Interaction between friends like daily gift-sending, visiting are still rewarded, and there are more duel competition where two players find clues against the timer.
HOG, as a long-term game, is still an underdeveloped genre. Too many stereotypes lie within the mechanic of such games, for some unknown reason. Well, as I see it, HOG makers are in dilemma. They have to make the trivial seeking tasks a serious matter or part of a serious matter. Meanwhile, the seeking can’t be too purposive to make the game a short-lived puzzle — the trivial part is the core part. Let’s have a look into Blackwood & Bell Mysteries, to see where it has reached.

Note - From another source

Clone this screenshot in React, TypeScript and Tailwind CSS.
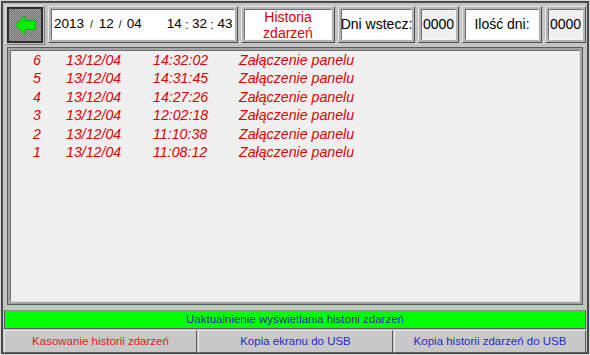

First, BBM wants to look different. There are four chapters in the game, each with 24 scenes to unlock. The scenes are more dirty, items whether beaten, the atmosphere more sinister. Vampires and criminals appear to threat, to quarrel with the detectives and the player, the more gifted detective with special ability. But, honestly speaking, I hate the color of the light—unhealthy, reminiscent of frozen blood. I always think the beauty of a scene lies in the light rays. Without a healthy light effect, the most splendid hotel can smell of drainage. This is why you enter a cleanest restaurant and still feel unsafe. That’s to say, the game fail to be unhealthy while at the same time being beautiful sensuously. Still to be different, the two detectives, introduced as an American and a Londoner, are totally Asian from top to toe. Detective, characteristic of keenness and toughness, never relates itself with a mild Asian lady who is better at passive skills like patience, diligence and making peace. But why this game uses an Asian lady and an Asian man to accompany players throughout the game? Just to change a tune, to ease the tracking, analyzing of a criminal case and to ease the loneliness of searching a filthy place that any HOG can’t avoid. I mean, there have been too many western lady guides for such mystery games and western ladies, in my opinion, are more lonely and depressing than anything.
The game lets you earn XP, silvers (cheap and spent on compulsory items) and pieces of stars (the so-called achievement in other games) with quests. Replay is encouraged by giving accumulation-goal quests like “reach 2 star in deck”, “earn 9 stars in chapter one”. Another factor for level up is Reputation, which is actually a means of silver outflow and often leads you to adding gold (not earnable currency in the game).
One thing no less expensive than gold is energy. You buy it with money or with patience. It’s said that friends can help you out in many way, with a simple click, but friend help is limited in content, quantity and frequency. Wanna ask for energy 10 times a day? It’s daydream! Only once per day! But they do help a lot when a heavily-invested building needs his or her click to “finish”. You don’t know what requirements can pop out at the finishing click. But they are common in one thing—lead you to your account.
However tricky the mechanic can be, the core part of HOG can be trivial, and how the trivial things can be sweet and inspiring is my first concern. My attitude towards HOG is always changing. Sometimes I think seeking and finding trivial things is a serious interaction between human and nature. Sometimes they are human’s recognition with the items they have made and named. Sometimes the whole searching is just meaningless– the enclosed rooms make you feel detached. Well, the surprises BBM has afforded are by moving the target items further, blocked partly, covered with a net, and by making the items false(not just untypical), unlike or absolutely not the object responding to the name. For example, the book is wrapped with discolored red paper and put high on the slinging cable. I wonder how it stays there still without slipping down. The captain hat on the deck, so near to the eye but just impossible to recognize, and there is no reasons around it to make it that dazzling. It’s not tricks. It’s rascality.
In fact, I play Blackwood & Bell Mysteries simultaneously with another HOG – Hidden Haunts, which impressed me in an opposite way, careless in looks but qualified to make me feel teased pleasantly with its trickery. BBM, regarding the difficulty of seeking and reasons of such difficulties, fails to impress me very much.